The eyes of diplomatic experts are turning to the Korean Peninsula, as the deadline for suspending most cross-border exchanges approaches.

Responses from conservative leaders, however, can hardly be more carefree. President Lee Myung-bak said Wednesday the government would maintain ``consistency" in its North Korea policy, meaning Seoul would not do anything to find a breakthrough in the strained relationship.

As a candidate, Lee told former President Kim Dae-jung that he would inherit Kim's ``sunshine policy" of engaging North Korea, which was basically a two-track policy of separating nuclear and inter-Korean issues. In his first comment on inter-Korean relationship after taking office, however, the President linked all cross-border ties to denuclearization. Lee's consistency was strictly limited by the time frame.
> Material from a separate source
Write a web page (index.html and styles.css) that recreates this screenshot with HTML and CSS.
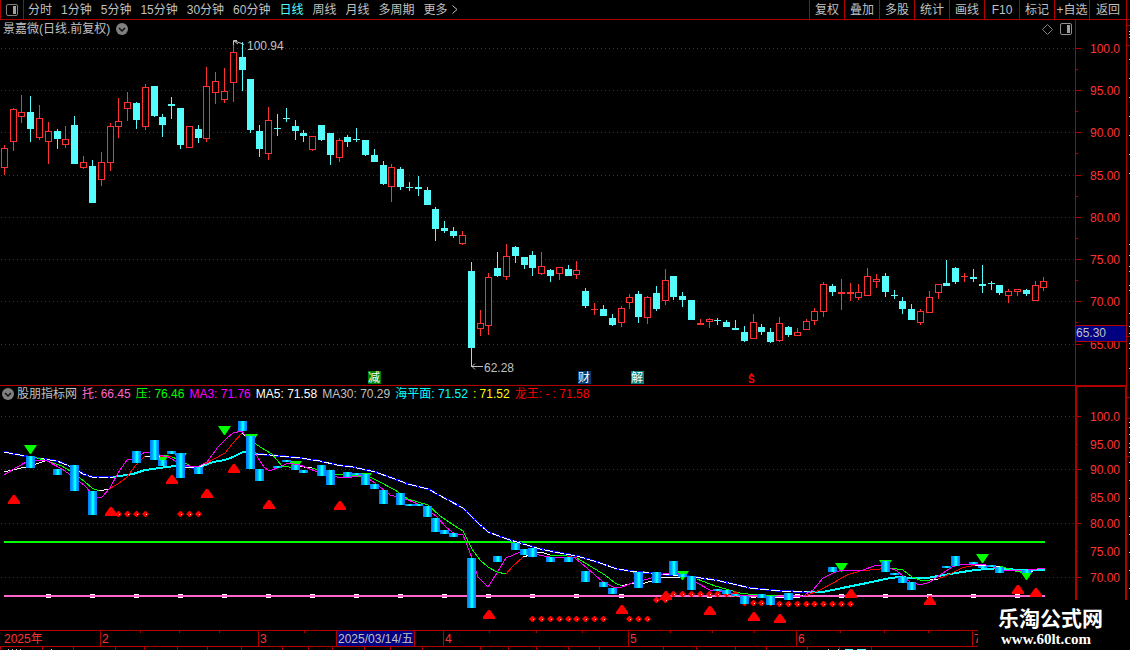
FILE: index.html
```html
<!DOCTYPE html>
<html lang="zh-CN">
<head>
  <meta charset="UTF-8">
  <title>景嘉微 日线</title>
  <meta name="viewport" content="width=device-width, initial-scale=1.0">
  <link rel="stylesheet" href="styles.css">
</head>
<body>
  <header class="toolbar">
    <button class="panel-btn" aria-label="侧栏">
      <svg width="12" height="12"><rect x="0.5" y="0.5" width="11" height="11" rx="1.5" fill="none" stroke="#808080"/><rect x="7" y="2" width="3" height="8" fill="#a0a0a0"/></svg>
    </button>
    <nav class="periods">
      <button>分时</button>
      <button>1分钟</button>
      <button>5分钟</button>
      <button>15分钟</button>
      <button>30分钟</button>
      <button>60分钟</button>
      <button class="active">日线</button>
      <button>周线</button>
      <button>月线</button>
      <button>多周期</button>
      <button class="more">更多
        <svg width="6" height="9"><path d="M0.5 0.5 L5 4.5 L0.5 8.5" fill="none" stroke="#c0c0c0"/></svg>
      </button>
    </nav>
    <div class="tools">
      <button>复权</button>
      <button>叠加</button>
      <button>多股</button>
      <button>统计</button>
      <button>画线</button>
      <button>F10</button>
      <button>标记</button>
      <button>+自选</button>
      <button>返回</button>
    </div>
  </header>

  <main class="workspace">
    <section class="panel">
      <div class="title-row">
        <span>景嘉微(日线.前复权)</span>
        <button class="round" aria-label="展开">
          <svg width="12" height="12"><circle cx="6" cy="6" r="6" fill="#808080"/><path d="M3 5 L6 8 L9 5" fill="none" stroke="#101010" stroke-width="1.5"/></svg>
        </button>
        <div class="corner">
          <svg width="11" height="11"><path d="M5.5 0.5 L10.5 5.5 L5.5 10.5 L0.5 5.5 Z" fill="none" stroke="#808080"/></svg>
          <svg width="12" height="12"><rect x="0.5" y="0.5" width="11" height="11" rx="1.5" fill="none" stroke="#909090"/><rect x="7" y="2" width="3" height="8" fill="#a0a0a0"/></svg>
        </div>
      </div>
      <svg class="plot plot-price"><g id="price" transform="translate(0,-38)"></g></svg>
    </section>
    <svg class="axis axis-price"><g id="priceAxis" transform="translate(0,-20)"></g></svg>

    <section class="panel panel-indicator">
      <div class="legend">
        <button class="round" aria-label="展开指标">
          <svg width="12" height="12"><circle cx="6" cy="6" r="6" fill="#808080"/><path d="M3 5 L6 8 L9 5" fill="none" stroke="#101010" stroke-width="1.5"/></svg>
        </button>
        <span class="name">股朋指标网</span>
        <span class="pink">托: 66.45</span>
        <span class="green">压: 76.46</span>
        <span class="magenta">MA3: 71.76</span>
        <span class="white">MA5: 71.58</span>
        <span class="silver">MA30: 70.29</span>
        <span class="cyan">海平面: 71.52</span>
        <span class="yellow">: 71.52</span>
        <span class="red">龙王: - : 71.58</span>
      </div>
      <svg class="plot plot-indicator"><g id="indicator" transform="translate(0,-402)"></g></svg>
    </section>
    <svg class="axis axis-indicator"><g id="indicatorAxis" transform="translate(0,-385)"></g></svg>
  </main>

  <footer class="timeline">
    <svg class="time-axis"><g id="time" transform="translate(0,-630)"></g></svg>
  </footer>

  <div class="site-mark">
    <strong>乐淘公式网</strong>
    <a href="#">www.60lt.com</a>
  </div>

  <script src="chart.js"></script>
</body>
</html>
```

FILE: styles.css
```css
* {
  box-sizing: border-box;
}

body {
  margin: 0;
  min-height: 100vh;
  position: relative;
  overflow: hidden;
  background: #000;
  color: #c0c0c0;
  font-family: "Liberation Sans", "Noto Sans CJK SC", sans-serif;
  font-size: 12px;
  line-height: 16px;
}

button {
  padding: 0;
  border: none;
  background: none;
  color: inherit;
  font: inherit;
  white-space: nowrap;
  cursor: pointer;
}

svg {
  display: block;
}

/* top bar */
.toolbar {
  display: flex;
  height: 20px;
  padding-right: 3px;
  border-bottom: 1px solid #b00000;
}

.panel-btn {
  display: flex;
  align-items: center;
  justify-content: center;
  width: 24px;
  border-left: 1px solid #b00000;
  border-right: 1px solid #b00000;
}

.periods {
  display: flex;
  flex: 1;
  gap: 9px;
  padding-left: 4px;
}

.periods .active {
  color: #54fcfc;
}

.more {
  display: flex;
  align-items: center;
  gap: 4px;
}

.tools {
  display: flex;
  border-right: 1px solid #b00000;
}

.tools button {
  width: 35px;
  border-left: 1px solid #b00000;
}

.tools button:last-child {
  width: 37px;
}

/* charts */
.workspace {
  display: grid;
  grid-template-columns: 1fr 55px;
}

.panel {
  min-width: 0;
}

.panel-indicator {
  border-top: 1px solid #b00000;
}

.title-row {
  display: flex;
  align-items: center;
  gap: 6px;
  height: 18px;
  padding-left: 3px;
}

.corner {
  display: flex;
  align-items: center;
  gap: 7px;
  margin-left: auto;
  padding-right: 3px;
}

.legend {
  display: flex;
  align-items: center;
  gap: 5px;
  height: 16px;
  padding-left: 2px;
  white-space: nowrap;
}

.legend .round {
  margin-right: -2px;
}

.plot {
  width: 100%;
  overflow: visible;
}

.plot-price {
  height: 347px;
}

.plot-indicator {
  height: 228px;
}

.axis {
  width: 55px;
}

.axis-price {
  height: 365px;
}

.axis-indicator {
  height: 245px;
}

.time-axis {
  width: 100%;
  height: 20px;
}

.plot rect, .plot line, .plot polyline, .axis rect, .axis line, .time-axis rect, .time-axis line {
  shape-rendering: crispEdges;
}

.pink { color: #ff66cc; }
.green { color: #00ff00; }
.magenta { color: #ff00ff; }
.white { color: #ffffff; }
.cyan { color: #00ffff; }
.yellow { color: #ffff00; }
.red { color: #ff0000; }

/* site mark over the lower right corner */
.site-mark {
  position: absolute;
  right: 0;
  bottom: 0;
  display: flex;
  flex-direction: column;
  width: 152px;
  height: 50px;
  padding: 8px 0 0 20px;
  background: #000;
  color: #fff;
}

.site-mark strong {
  font-size: 21px;
  line-height: 22px;
}

.site-mark a {
  padding-left: 3px;
  color: #fff;
  font-family: "Liberation Serif", serif;
  font-size: 15px;
  font-weight: bold;
  line-height: 18px;
  text-decoration: none;
}
```

FILE: chart.js
```javascript
const RED = "#ff3232";
const CYAN = "#54fcfc";
const FRAME = "#b00000";
const NS = "http://www.w3.org/2000/svg";

// direction, high, body top, body bottom, low
const candles = `
r 145 148 168 175|r 108 109 142 151|r 95 112 117 123|c 96 112 129 142|r 105 118 138 140|r 122 131 142 164
c 129 131 139 149|r 126 139 145 148|c 116 125 164 164|r 156 162 168 169|c 160 166 203 203|r 152 162 180 186
r 123 126 163 171|r 98 121 127 138|r 92 102 109 121|c 102 103 120 129|r 84 87 127 130|c 86 86 116 117
c 114 117 125 137|c 97 104 106 119|c 108 108 145 149|r 126 126 148 148|c 125 129 138 143|r 67 86 139 142
r 72 81 93 104|r 68 91 100 103|r 43 52 83 102|c 42 57 70 91|c 79 79 130 133|c 125 131 149 157
r 107 120 154 160|c 114 128 129 136|c 108 118 119 122|c 120 126 131 140|c 130 133 136 142|r 136 136 150 151
c 125 125 140 141|c 133 133 155 165|r 138 140 158 162|c 135 137 142 147|c 128 139 140 142|c 140 140 155 156
c 149 155 162 162|c 161 165 184 185|r 164 167 187 202|c 167 169 187 190|c 182 187 188 191|c 176 187 189 196
c 187 190 205 205|c 207 209 229 241|c 221 228 231 233|c 227 231 236 238|r 231 235 244 245|c 262 271 348 367
r 310 323 329 336|r 273 277 326 335|c 252 268 276 277|r 244 256 277 280|c 246 247 256 263|c 257 257 265 269
c 251 255 268 276|r 252 266 274 275|c 269 270 276 282|r 267 267 274 280|c 265 269 276 276|r 261 270 275 279
c 288 291 306 308|r 303 309 310 315|c 305 309 316 316|c 314 318 325 326|r 306 308 323 327|r 294 297 303 309
c 291 294 317 323|r 296 297 318 324|c 286 293 309 311|r 269 280 301 305|c 276 276 297 300|c 292 296 300 307
c 300 300 320 320|r 319 323 325 325|r 318 319 322 328|c 318 320 321 325|c 320 322 327 327|c 320 328 330 330
c 326 332 341 342|r 314 322 339 339|c 324 327 332 335|c 328 332 342 343|r 317 323 341 342|c 326 327 335 337
r 328 332 336 336|r 319 321 330 330|r 308 311 321 325|r 282 284 312 317|c 284 286 292 296|r 279 292 294 310
r 283 292 294 301|r 284 292 298 300|r 268 276 296 296|r 274 279 282 288|c 273 276 292 297|c 290 295 296 299
c 297 301 309 314|c 304 309 320 320|r 309 311 323 325|r 291 297 313 313|r 284 284 293 299|c 260 283 286 286
c 267 268 282 284|r 273 276 277 282|c 269 277 279 282|c 265 284 286 293|c 281 283 284 290|c 285 285 293 295
r 289 291 296 303|r 289 289 292 296|c 289 290 294 296|r 281 285 301 301|r 277 281 288 291`
  .trim().split(/[|\n]/).map(s => s.split(" "));

// candle index, top, bottom
const bars = [
  [3,456,468],[6,469,475],[8,465,491],[10,491,515],[15,451,463],[17,440,460],[18,460,466],[19,451,454],
  [20,453,478],[22,467,474],[27,421,431],[28,436,469],[29,469,481],[31,466,468],[32,460,462],[33,465,470],
  [34,470,473],[36,465,476],[37,470,485],[39,472,477],[40,473,475],[41,474,485],[42,484,489],[43,490,504],
  [45,493,505],[46,504,506],[47,504,506],[48,506,517],[49,518,532],[50,530,534],[51,533,537],[53,558,608],
  [56,556,562],[58,543,550],[59,549,555],[60,548,557],[62,557,562],[64,557,562],[66,571,582],[68,582,587],
  [69,588,594],[72,572,588],[74,572,583],[76,561,575],[77,574,577],[78,576,590],[81,589,591],[82,590,594],
  [83,594,596],[84,596,604],[86,594,598],[87,596,605],[89,593,600],[94,567,572],[100,561,572],[101,573,575],
  [102,577,583],[103,582,590],[107,566,568],[108,556,566],[110,562,564],[111,566,568],[112,565,567],
  [113,567,573],[116,570,573]
];

const sellMarks = [[30,445],[162,455],[180,453],[224,426],[251,434],[295,461],[365,473],[638,571],[682,571],
  [744,595],[770,595],[841,563],[885,560],[982,554],[1026,571]];
const buyMarks = [[14,495],[111,507],[172,475],[207,489],[234,464],[269,500],[340,501],[489,610],[622,605],
  [666,591],[710,606],[754,612],[780,614],[851,589],[930,596],[1018,585],[1036,588]];

// y, first candle, last candle
const dotRows = [[514,13,16],[514,20,22],[619,60,68],[619,71,73],[600,74,75],[594,76,83],[603,84,87],[604,88,96]];

const maLong = "4,452 30,457 57,461 74,468 83,474 92,477 113,477";
const maLongFall = "258,454 270,455 280,456 300,458 320,461 337,465 353,467 375,472 392,478 408,484 428,489 448,500 463,508 477,522 488,532 507,539 520,543 540,549 560,553 577,556 597,562 617,569 637,572 660,574 695,577 720,581 750,588 780,591 807,592";
const seaRise = [
  "113,477 133,474 145,470 167,467 175,466 183,467",
  "198,468 213,462 225,460 233,457 243,452 253,453 258,454",
  "807,592 823,592 847,587 867,583 890,578 900,577 912,578 927,578 950,574 975,570 1000,568 1017,570 1045,570"
];
const ma3 = "4,475 17,467 30,460 47,461 62,469 75,478 85,486 95,497 102,497 110,488 118,473 127,460 135,459 145,452 157,454 170,458 182,465 197,467 207,462 218,447 226,439 233,433 242,431 250,442 258,458 264,467 269,471 280,467 288,463 300,465 315,471 337,477 347,478 363,475 375,483 390,495 403,498 423,506 437,517 447,528 455,534 463,535 472,558 478,577 488,587 497,573 506,558 520,552 533,554 550,557 575,558 587,568 603,582 613,587 622,587 632,583 648,579 663,574 677,573 690,577 697,583 710,590 727,592 740,595 763,596 803,596 813,590 823,578 833,573 842,570 860,571 877,565 883,565 897,571 910,582 920,585 930,582 943,573 952,567 960,564 983,564 1003,570 1020,571 1045,568";
const ma5 = [
  ["#fff", "4,472 17,469 30,466 45,461"],
  ["#0f0", "34,457 47,461 62,466 75,474 85,482 92,488 99,491"],
  ["#fff", "99,491 109,489"],
  ["#f00", "109,489 118,484 127,477 136,465 145,456"],
  ["#fff", "145,456 160,456"],
  ["#f00", "160,456 172,457"],
  ["#0f0", "172,457 182,461 192,467"],
  ["#fff", "192,467 198,468 205,464"],
  ["#f00", "205,464 225,453 233,443 242,433"],
  ["#fff", "242,433 248,438"],
  ["#0f0", "248,438 260,447 272,454 282,466 295,468"],
  ["#fff", "295,466 312,468"],
  ["#0f0", "312,468 330,474 345,475 370,477 378,481 395,490 408,499 428,505 440,516 455,526 463,531 472,549 480,560 488,567 497,572 506,574"],
  ["#f00", "506,574 513,566 523,557"],
  ["#fff", "523,557 541,552 550,555"],
  ["#0f0", "550,555 567,556"],
  ["#f00", "567,556 577,558"],
  ["#0f0", "577,558 590,566 605,575 615,583 622,586"],
  ["#fff", "622,586 632,583 645,583 655,580 664,577 680,577"],
  ["#0f0", "697,579 715,586 740,593 765,596"],
  ["#fff", "765,597 795,598 805,595"],
  ["#f00", "805,596 820,590 833,583 847,575 860,571 890,568"],
  ["#0f0", "890,568 903,570 912,577 920,580 930,580"],
  ["#fff", "930,580 938,579"],
  ["#f00", "938,579 950,574 962,568 975,565"],
  ["#fff", "975,565 990,566 1000,566"],
  ["#0f0", "1000,566 1015,571 1026,573"],
  ["#fff", "1026,572 1033,571"]
];

function add(parent, tag, attrs, text) {
  const el = document.createElementNS(NS, tag);
  for (const k in attrs) el.setAttribute(k, attrs[k]);
  if (text !== undefined) el.textContent = text;
  parent.appendChild(el);
  return el;
}

function rect(g, x, y, width, height, fill) {
  return add(g, "rect", { x, y, width, height, fill });
}

function label(g, x, y, text, fill, size) {
  return add(g, "text", { x, y, fill, "font-size": size || 12 }, text);
}

function curve(g, points, stroke, width, dash) {
  add(g, "polyline", { points, stroke, fill: "none", "stroke-width": width || 1, "stroke-dasharray": dash || "none" });
}

function gridLine(g, y) {
  add(g, "line", { x1: 1, x2: "100%", y1: y + 0.5, y2: y + 0.5, stroke: FRAME, "stroke-dasharray": "1 3" });
}

function candleX(i) {
  return Math.floor(4.3 + i * 8.81);
}

function drawPrice() {
  const g = document.getElementById("price");
  [48, 90, 132, 175, 217, 259, 301, 344].forEach(y => gridLine(g, y));
  candles.forEach(([dir, high, top, bottom, low], i) => {
    const x = candleX(i);
    const h = Math.max(1, bottom - top);
    const color = dir === "r" ? RED : CYAN;
    rect(g, x, high, 1, low - high, color);
    rect(g, x - 3, top, 7, h, color);
    if (dir === "r" && h > 2) rect(g, x - 2, +top + 1, 5, h - 2, "#000");
  });

  add(g, "path", { d: "M233.5 45 V40.5 H237 M234 41 L238 44 M235 41 L244 44.5", stroke: "#c0c0c0", fill: "none" });
  label(g, 247, 50, "100.94", "#c0c0c0");
  add(g, "path", { d: "M472 366.5 H483 M475 363.5 L472 366.5 L475 369.5", stroke: "#c0c0c0", fill: "none" });
  label(g, 484, 372, "62.28", "#c0c0c0");

  [[368, "减", "#008000"], [578, "财", "#003870"], [631, "解", "#008080"]].forEach(([x, s, bg]) => {
    rect(g, x, 371, 13, 13, bg);
    label(g, x, 382, s, "#fff");
  });
  add(g, "path", { d: "M749 375.5 L751.5 373 L754 375.5 Z", fill: "#f00" });
  label(g, 748, 383, "S", "#f00", 10).setAttribute("font-weight", "bold");
}

function drawPriceAxis() {
  const g = document.getElementById("priceAxis");
  rect(g, 0, 20, 1, 365, FRAME);
  rect(g, 51, 20, 1, 365, FRAME);
  const values = ["100.0", "95.00", "90.00", "85.00", "80.00", "75.00", "70.00", "65.00"];
  [48, 90, 132, 175, 217, 259, 301, 344].forEach((y, i) => {
    rect(g, 1, y, 5, 1, FRAME);
    if (i < 7) rect(g, 1, y + 21, 2, 1, FRAME);
    label(g, 15, y + 5, values[i], RED);
  });
  rect(g, 1, 325, 50, 17, FRAME);
  rect(g, 1, 326, 50, 15, "#000080");
  label(g, 1, 337, "65.30", "#c0c0c0");
  drawEdge(g, [25, 45, 336], [31, 34, 37, 59, 78, 97, 116, 135, 154, 173, 244, 255, 266, 271, 285, 290, 313, 326, 333, 343, 348, 368]);
}

function drawIndicatorAxis() {
  const g = document.getElementById("indicatorAxis");
  rect(g, 0, 385, 52, 2, FRAME);
  rect(g, 0, 385, 2, 245, FRAME);
  rect(g, 50, 385, 2, 245, FRAME);
  [[416, "100.0"], [444, "95.00"], [469, "90.00"], [497, "85.00"], [523, "80.00"], [551, "75.00"], [577, "70.00"]].forEach(([y, s], i) => {
    rect(g, 2, y, i % 2 ? 1 : 4, 1, FRAME);
    label(g, 15, y + 5, s, RED);
  });
  drawEdge(g, [397, 418, 456], [422, 427, 434, 443, 447, 452, 462, 480, 498, 516, 534, 552, 570, 588]);
}

// sliver of the neighbouring quote list
function drawEdge(g, lines, dots) {
  lines.forEach(y => rect(g, 52, y, 3, 1, FRAME));
  dots.forEach(y => rect(g, 54, y, 1, 1, "#c0c0c0"));
}

function drawIndicator() {
  const g = document.getElementById("indicator");
  const grad = add(g, "linearGradient", { id: "bar" });
  [[0, "#0078ff"], [0.35, "#00b4ff"], [0.45, "#00ffff"], [0.65, "#00ffff"], [0.75, "#00a0ff"], [1, "#0078ff"]].forEach(([o, c]) => {
    add(grad, "stop", { offset: o, "stop-color": c });
  });

  [416, 469, 523, 577].forEach(y => gridLine(g, y));
  rect(g, 4, 541, 1041, 2, "#0f0");
  for (let i = 5; i < 119; i += 5) {
    rect(g, candleX(i) - 2, 594, 5, 4, "#fff");
  }
  rect(g, 4, 595, 1041, 2, "#ff66cc");

  sellMarks.forEach(([x, y]) => {
    add(g, "path", { d: `M${x - 6} ${y} H${x + 7} L${x + 1} ${y + 9} H${x} Z`, fill: "#0f0" });
  });

  [maLong, "183,467 198,468", maLongFall].forEach(p => {
    curve(g, p, "#00f", 2);
    curve(g, p, "#fff", 1, "9 2");
  });
  seaRise.forEach(p => curve(g, p, "#0ff", 2));
  ma5.forEach(([color, p]) => curve(g, p, color));
  curve(g, ma3, "#f0f");

  dotRows.forEach(([y, from, to]) => {
    for (let i = from; i <= to; i++) {
      const x = candleX(i);
      add(g, "path", { d: `M${x - 3} ${y} L${x} ${y - 3} H${x + 1} L${x + 4} ${y} L${x + 1} ${y + 3} H${x} Z`, fill: "#f00" });
      rect(g, x + 1, y, 1, 1, "#ffc0c0");
    }
  });
  bars.forEach(([i, top, bottom]) => rect(g, candleX(i) - 4, top, 9, bottom - top, "url(#bar)"));
  buyMarks.forEach(([x, y]) => {
    add(g, "path", { d: `M${x - 6} ${y + 9} V${y + 7} L${x - 1} ${y} H${x + 1} L${x + 6} ${y + 7} V${y + 9} Z`, fill: "#f00" });
  });
}

function drawTime() {
  const g = document.getElementById("time");
  rect(g, 0, 630, "100%", 1, FRAME);
  rect(g, 0, 646, "100%", 1, FRAME);
  [100, 258, 336, 414, 443, 628, 796, 972].forEach(x => rect(g, x, 630, 1, 16, FRAME));
  [140, 179, 219, 304, 489, 536, 582, 670, 712, 754, 840, 884, 928].forEach(x => rect(g, x, 631, 1, 2, FRAME));
  [0, 42, 73, 115, 144, 177, 207, 241, 282, 308, 332, 364, 390, 422, 480, 508, 536, 568, 599, 663, 696, 735, 766, 807, 839, 871].forEach(x => rect(g, x, 647, 1, 3, FRAME));
  [8, 12, 16, 20, 51, 828, 838].forEach(x => rect(g, x, 649, 1, 1, "#c0c0c0"));
  rect(g, 845, 649, 8, 1, CYAN);
  rect(g, 857, 649, 9, 1, CYAN);

  rect(g, 337, 631, 77, 15, "#000080");
  label(g, 338, 643, "2025/03/14/五", "#c0c0c0");
  [[4, "2025年"], [102, "2"], [260, "3"], [445, "4"], [630, "5"], [798, "6"], [974, "7"]].forEach(([x, s]) => {
    label(g, x, 643, s, RED);
  });
}

drawPrice();
drawPriceAxis();
drawIndicator();
drawIndicatorAxis();
drawTime();
```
The governing Grand National Party is going even further. GNP Chairman Park Hee-tae said, ``There are many absurd and exaggerated pledges in the inter-Korean agreements signed by previous governments." When Barack Obama was elected, Park and other GNP officials said there would be little change in U.S. foreign policy under a new administration. The ruling party officials applied the same criteria of consistency only on foreign governments.

Rep. Lee Hoi-chang, president of the far-right Liberty Forward Party, highlighted this, saying, ``The inter-Korean relationship should restart from the ground up on this occasion," effectively calling for going back to the 1990s. It offers little comfort to find consistency as the nation's conservative leaders mean it in terms of Lee's retrogressing remarks.

North Korea of course is full of problems, not least of which include its one-sided abrogation of inter-Korean contracts and the official vilification of the top leader of their dialogue partner. As far as the stalemate of the past nine months is concerned, however, it is hard to deny the South's ``inconsistency" in its foreign policy was the main reason.

No less dangerous in President Lee's North Korea policy is it based on ``wishful thinking," rather than facts and plausible analysis. Lee said recently North should repeal its strategy of opening the door to the Americans while shutting it to the South Koreans.

This would be possible only if Pyongyang and Washington remained estranged, as they did under the Bush administration. According to the ``Obama-Biden Plan" on the U.S. president-elect's Web site, however, the new administration is vowing to conduct ``tough and direct diplomacy" to find a breakthrough in diplomatic deadlocks. If Lee bases his confidence on Obama's promise to ``consult with Seoul" in foreign policy during phone conversations, he may be confusing basic courtesy with a commitment, a rarity in diplomacy in which national interest in everything.

In the mid-1990s, Clinton administration officials complained that dealing with Seoul was harder than negotiating with Pyongyang. The same situation could recur in the coming years unless Lee changes his mind.

Already, the situation has become so bad that there is now skepticism among politicians of the effects of sending a special envoy.

The government ought to hurry not to aggravate the inter-Korean relationship further lest the ultra-right Lee's wishes should come true, turning the historical clock back nearly two decades.